• Task
Copy every line of the listing exactly.
★ ★ ★ ★ ★
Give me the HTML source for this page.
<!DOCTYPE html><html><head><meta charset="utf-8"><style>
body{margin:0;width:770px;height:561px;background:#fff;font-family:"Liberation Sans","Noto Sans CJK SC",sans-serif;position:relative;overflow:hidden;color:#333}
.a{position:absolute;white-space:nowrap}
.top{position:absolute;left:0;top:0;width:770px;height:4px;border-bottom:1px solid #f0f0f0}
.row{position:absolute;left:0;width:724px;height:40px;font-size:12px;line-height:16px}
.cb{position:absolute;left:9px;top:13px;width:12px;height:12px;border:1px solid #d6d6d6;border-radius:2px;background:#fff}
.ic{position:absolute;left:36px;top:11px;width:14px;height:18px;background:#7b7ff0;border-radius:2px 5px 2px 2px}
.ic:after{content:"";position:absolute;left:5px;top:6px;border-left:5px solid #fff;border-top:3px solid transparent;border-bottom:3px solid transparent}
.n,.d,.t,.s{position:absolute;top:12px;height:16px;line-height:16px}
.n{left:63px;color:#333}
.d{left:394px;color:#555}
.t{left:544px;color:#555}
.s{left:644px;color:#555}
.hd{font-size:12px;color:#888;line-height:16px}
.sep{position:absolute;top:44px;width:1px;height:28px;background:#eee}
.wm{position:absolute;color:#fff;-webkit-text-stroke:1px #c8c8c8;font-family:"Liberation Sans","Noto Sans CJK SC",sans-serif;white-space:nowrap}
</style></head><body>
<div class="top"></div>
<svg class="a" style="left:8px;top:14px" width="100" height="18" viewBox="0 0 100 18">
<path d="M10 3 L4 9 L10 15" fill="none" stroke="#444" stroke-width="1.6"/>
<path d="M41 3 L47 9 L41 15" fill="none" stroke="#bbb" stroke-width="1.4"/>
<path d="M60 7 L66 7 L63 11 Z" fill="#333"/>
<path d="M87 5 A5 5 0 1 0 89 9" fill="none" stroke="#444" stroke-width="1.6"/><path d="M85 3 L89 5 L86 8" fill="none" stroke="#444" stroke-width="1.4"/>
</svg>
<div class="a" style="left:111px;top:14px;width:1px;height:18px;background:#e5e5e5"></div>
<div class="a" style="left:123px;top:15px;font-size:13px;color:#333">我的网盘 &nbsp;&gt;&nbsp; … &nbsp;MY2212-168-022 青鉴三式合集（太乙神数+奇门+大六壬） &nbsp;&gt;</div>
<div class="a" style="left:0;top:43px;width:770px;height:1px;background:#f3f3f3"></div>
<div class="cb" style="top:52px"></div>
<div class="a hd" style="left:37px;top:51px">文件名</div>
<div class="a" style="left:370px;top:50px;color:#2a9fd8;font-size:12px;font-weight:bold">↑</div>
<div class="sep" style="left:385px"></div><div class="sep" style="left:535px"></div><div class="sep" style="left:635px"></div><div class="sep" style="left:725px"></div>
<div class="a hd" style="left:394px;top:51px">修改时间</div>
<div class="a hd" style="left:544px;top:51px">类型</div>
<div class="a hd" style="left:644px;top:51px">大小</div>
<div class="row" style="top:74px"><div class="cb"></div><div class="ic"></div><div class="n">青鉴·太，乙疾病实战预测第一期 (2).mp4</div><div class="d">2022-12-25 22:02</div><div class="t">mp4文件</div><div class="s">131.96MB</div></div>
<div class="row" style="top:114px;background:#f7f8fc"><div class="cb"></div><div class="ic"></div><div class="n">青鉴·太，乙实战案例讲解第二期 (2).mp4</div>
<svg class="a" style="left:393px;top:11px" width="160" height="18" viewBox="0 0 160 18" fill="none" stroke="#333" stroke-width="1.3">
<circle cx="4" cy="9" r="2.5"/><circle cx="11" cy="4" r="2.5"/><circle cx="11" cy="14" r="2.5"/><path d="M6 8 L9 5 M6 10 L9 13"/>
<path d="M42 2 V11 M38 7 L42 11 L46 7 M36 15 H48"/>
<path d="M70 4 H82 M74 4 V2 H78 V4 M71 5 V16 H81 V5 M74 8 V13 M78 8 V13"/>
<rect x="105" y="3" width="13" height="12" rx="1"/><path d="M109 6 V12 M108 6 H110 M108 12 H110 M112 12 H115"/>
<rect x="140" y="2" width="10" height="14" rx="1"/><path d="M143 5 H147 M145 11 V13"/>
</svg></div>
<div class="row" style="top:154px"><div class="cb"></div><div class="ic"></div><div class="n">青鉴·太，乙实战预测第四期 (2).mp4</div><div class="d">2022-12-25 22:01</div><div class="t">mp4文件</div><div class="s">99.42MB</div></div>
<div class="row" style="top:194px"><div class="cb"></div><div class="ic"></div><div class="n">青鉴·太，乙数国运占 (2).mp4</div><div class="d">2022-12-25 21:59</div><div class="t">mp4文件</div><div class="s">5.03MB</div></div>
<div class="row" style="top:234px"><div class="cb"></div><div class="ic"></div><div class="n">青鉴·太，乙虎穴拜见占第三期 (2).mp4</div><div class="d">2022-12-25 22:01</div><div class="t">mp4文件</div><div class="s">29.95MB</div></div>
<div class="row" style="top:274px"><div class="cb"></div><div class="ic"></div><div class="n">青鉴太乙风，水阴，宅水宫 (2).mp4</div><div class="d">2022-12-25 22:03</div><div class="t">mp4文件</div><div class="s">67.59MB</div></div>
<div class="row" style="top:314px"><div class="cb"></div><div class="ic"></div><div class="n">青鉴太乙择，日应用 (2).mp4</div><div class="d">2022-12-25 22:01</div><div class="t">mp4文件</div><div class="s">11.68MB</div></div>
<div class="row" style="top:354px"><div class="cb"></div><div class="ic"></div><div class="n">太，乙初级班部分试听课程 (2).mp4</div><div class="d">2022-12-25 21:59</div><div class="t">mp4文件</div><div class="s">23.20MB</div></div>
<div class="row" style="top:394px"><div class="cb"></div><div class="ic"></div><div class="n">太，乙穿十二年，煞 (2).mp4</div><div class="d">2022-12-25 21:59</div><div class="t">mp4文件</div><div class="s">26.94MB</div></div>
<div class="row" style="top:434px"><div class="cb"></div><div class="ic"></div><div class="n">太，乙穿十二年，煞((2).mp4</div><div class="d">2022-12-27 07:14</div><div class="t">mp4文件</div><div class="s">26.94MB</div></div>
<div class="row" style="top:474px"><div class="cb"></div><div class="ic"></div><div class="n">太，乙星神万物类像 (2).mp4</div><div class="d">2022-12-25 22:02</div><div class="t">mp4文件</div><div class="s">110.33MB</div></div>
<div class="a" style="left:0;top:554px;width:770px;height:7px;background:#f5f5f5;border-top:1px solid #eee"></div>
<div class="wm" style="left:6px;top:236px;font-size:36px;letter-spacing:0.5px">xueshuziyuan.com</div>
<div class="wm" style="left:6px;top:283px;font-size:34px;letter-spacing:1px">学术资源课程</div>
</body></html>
★ ★ ★ ★ ★
• Worked solution
Give me the HTML source for this page.
<!DOCTYPE html><html><head><meta charset="utf-8"><style>
body{margin:0;width:770px;height:561px;background:#fff;font-family:"Liberation Sans","Noto Sans CJK SC",sans-serif;position:relative;overflow:hidden;color:#333}
.a{position:absolute;white-space:nowrap}
.top{position:absolute;left:0;top:0;width:770px;height:4px;border-bottom:1px solid #f0f0f0}
.row{position:absolute;left:0;width:724px;height:40px;font-size:12px;line-height:16px}
.cb{position:absolute;left:9px;top:13px;width:12px;height:12px;border:1px solid #d6d6d6;border-radius:2px;background:#fff}
.ic{position:absolute;left:36px;top:11px;width:14px;height:18px;background:#7b7ff0;border-radius:2px 5px 2px 2px}
.ic:after{content:"";position:absolute;left:5px;top:6px;border-left:5px solid #fff;border-top:3px solid transparent;border-bottom:3px solid transparent}
.n,.d,.t,.s{position:absolute;top:12px;height:16px;line-height:16px}
.n{left:63px;color:#333}
.d{left:394px;color:#555}
.t{left:544px;color:#555}
.s{left:644px;color:#555}
.hd{font-size:12px;color:#888;line-height:16px}
.sep{position:absolute;top:44px;width:1px;height:28px;background:#eee}
.wm{position:absolute;color:#fff;-webkit-text-stroke:1px #c8c8c8;font-family:"Liberation Sans","Noto Sans CJK SC",sans-serif;white-space:nowrap}
</style></head><body>
<div class="top"></div>
<svg class="a" style="left:8px;top:14px" width="100" height="18" viewBox="0 0 100 18">
<path d="M10 3 L4 9 L10 15" fill="none" stroke="#444" stroke-width="1.6"/>
<path d="M41 3 L47 9 L41 15" fill="none" stroke="#bbb" stroke-width="1.4"/>
<path d="M60 7 L66 7 L63 11 Z" fill="#333"/>
<path d="M87 5 A5 5 0 1 0 89 9" fill="none" stroke="#444" stroke-width="1.6"/><path d="M85 3 L89 5 L86 8" fill="none" stroke="#444" stroke-width="1.4"/>
</svg>
<div class="a" style="left:111px;top:14px;width:1px;height:18px;background:#e5e5e5"></div>
<div class="a" style="left:123px;top:15px;font-size:13px;color:#333">我的网盘 &nbsp;&gt;&nbsp; … &nbsp;MY2212-168-022 青鉴三式合集（太乙神数+奇门+大六壬） &nbsp;&gt;</div>
<div class="a" style="left:0;top:43px;width:770px;height:1px;background:#f3f3f3"></div>
<div class="cb" style="top:52px"></div>
<div class="a hd" style="left:37px;top:51px">文件名</div>
<div class="a" style="left:370px;top:50px;color:#2a9fd8;font-size:12px;font-weight:bold">↑</div>
<div class="sep" style="left:385px"></div><div class="sep" style="left:535px"></div><div class="sep" style="left:635px"></div><div class="sep" style="left:725px"></div>
<div class="a hd" style="left:394px;top:51px">修改时间</div>
<div class="a hd" style="left:544px;top:51px">类型</div>
<div class="a hd" style="left:644px;top:51px">大小</div>
<div class="row" style="top:74px"><div class="cb"></div><div class="ic"></div><div class="n">青鉴·太，乙疾病实战预测第一期 (2).mp4</div><div class="d">2022-12-25 22:02</div><div class="t">mp4文件</div><div class="s">131.96MB</div></div>
<div class="row" style="top:114px;background:#f7f8fc"><div class="cb"></div><div class="ic"></div><div class="n">青鉴·太，乙实战案例讲解第二期 (2).mp4</div>
<svg class="a" style="left:393px;top:11px" width="160" height="18" viewBox="0 0 160 18" fill="none" stroke="#333" stroke-width="1.3">
<circle cx="4" cy="9" r="2.5"/><circle cx="11" cy="4" r="2.5"/><circle cx="11" cy="14" r="2.5"/><path d="M6 8 L9 5 M6 10 L9 13"/>
<path d="M42 2 V11 M38 7 L42 11 L46 7 M36 15 H48"/>
<path d="M70 4 H82 M74 4 V2 H78 V4 M71 5 V16 H81 V5 M74 8 V13 M78 8 V13"/>
<rect x="105" y="3" width="13" height="12" rx="1"/><path d="M109 6 V12 M108 6 H110 M108 12 H110 M112 12 H115"/>
<rect x="140" y="2" width="10" height="14" rx="1"/><path d="M143 5 H147 M145 11 V13"/>
</svg></div>
<div class="row" style="top:154px"><div class="cb"></div><div class="ic"></div><div class="n">青鉴·太，乙实战预测第四期 (2).mp4</div><div class="d">2022-12-25 22:01</div><div class="t">mp4文件</div><div class="s">99.42MB</div></div>
<div class="row" style="top:194px"><div class="cb"></div><div class="ic"></div><div class="n">青鉴·太，乙数国运占 (2).mp4</div><div class="d">2022-12-25 21:59</div><div class="t">mp4文件</div><div class="s">5.03MB</div></div>
<div class="row" style="top:234px"><div class="cb"></div><div class="ic"></div><div class="n">青鉴·太，乙虎穴拜见占第三期 (2).mp4</div><div class="d">2022-12-25 22:01</div><div class="t">mp4文件</div><div class="s">29.95MB</div></div>
<div class="row" style="top:274px"><div class="cb"></div><div class="ic"></div><div class="n">青鉴太乙风，水阴，宅水宫 (2).mp4</div><div class="d">2022-12-25 22:03</div><div class="t">mp4文件</div><div class="s">67.59MB</div></div>
<div class="row" style="top:314px"><div class="cb"></div><div class="ic"></div><div class="n">青鉴太乙择，日应用 (2).mp4</div><div class="d">2022-12-25 22:01</div><div class="t">mp4文件</div><div class="s">11.68MB</div></div>
<div class="row" style="top:354px"><div class="cb"></div><div class="ic"></div><div class="n">太，乙初级班部分试听课程 (2).mp4</div><div class="d">2022-12-25 21:59</div><div class="t">mp4文件</div><div class="s">23.20MB</div></div>
<div class="row" style="top:394px"><div class="cb"></div><div class="ic"></div><div class="n">太，乙穿十二年，煞 (2).mp4</div><div class="d">2022-12-25 21:59</div><div class="t">mp4文件</div><div class="s">26.94MB</div></div>
<div class="row" style="top:434px"><div class="cb"></div><div class="ic"></div><div class="n">太，乙穿十二年，煞((2).mp4</div><div class="d">2022-12-27 07:14</div><div class="t">mp4文件</div><div class="s">26.94MB</div></div>
<div class="row" style="top:474px"><div class="cb"></div><div class="ic"></div><div class="n">太，乙星神万物类像 (2).mp4</div><div class="d">2022-12-25 22:02</div><div class="t">mp4文件</div><div class="s">110.33MB</div></div>
<div class="a" style="left:0;top:554px;width:770px;height:7px;background:#f5f5f5;border-top:1px solid #eee"></div>
<div class="wm" style="left:6px;top:236px;font-size:36px;letter-spacing:0.5px">xueshuziyuan.com</div>
<div class="wm" style="left:6px;top:283px;font-size:34px;letter-spacing:1px">学术资源课程</div>
</body></html>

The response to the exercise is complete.